Rodriguez has a different perspective. “In our conversations with the governor’s office and the assembly,” said Rodriguez, “I think that there’s some serious intent to make something happen to reform the Rockefeller drug laws, but people need to come closer to the middle and there needs to be more negotiation and it’s unfortunate that we haven’t had that yet because it’s just time for it.”
However, with Cuomo’s new initiative, going through the motions of reform without any significant movement may no longer suffice. “He’s the first statewide mainstream politician who has urged repeal of the laws rather than some kind of reform,” said Gangi of Cuomo. “When you have a credible and mainstream candidate for governor calling for repeal, it’s important for two reasons. It undermines the argument that repeal is an unrealistic position and also it puts some pressure on McCall and the governor to take stronger positions for reform.”

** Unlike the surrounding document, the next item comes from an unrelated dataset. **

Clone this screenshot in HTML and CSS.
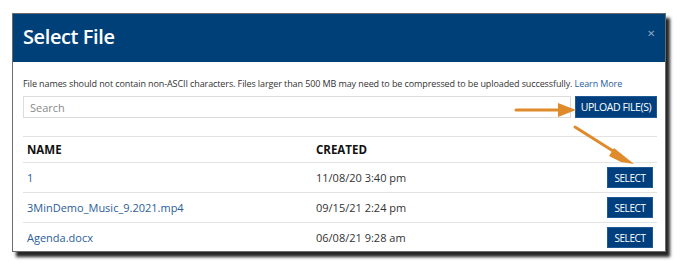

For the most part, aside from scattered allusions, until Cuomo’s call for repeal, the drug laws were marginalized as a campaign issue with the most significant items coming from columnists and editorials. Considering that statewide elections are right around the corner, the lack of focus on the landmark issue is yet another trait indicative of the bizarre nature of New York politics. With these recent developments, it’s reasonable to speculate that the whispers of negotiations will increase a few decibels and legislation may actually materialize.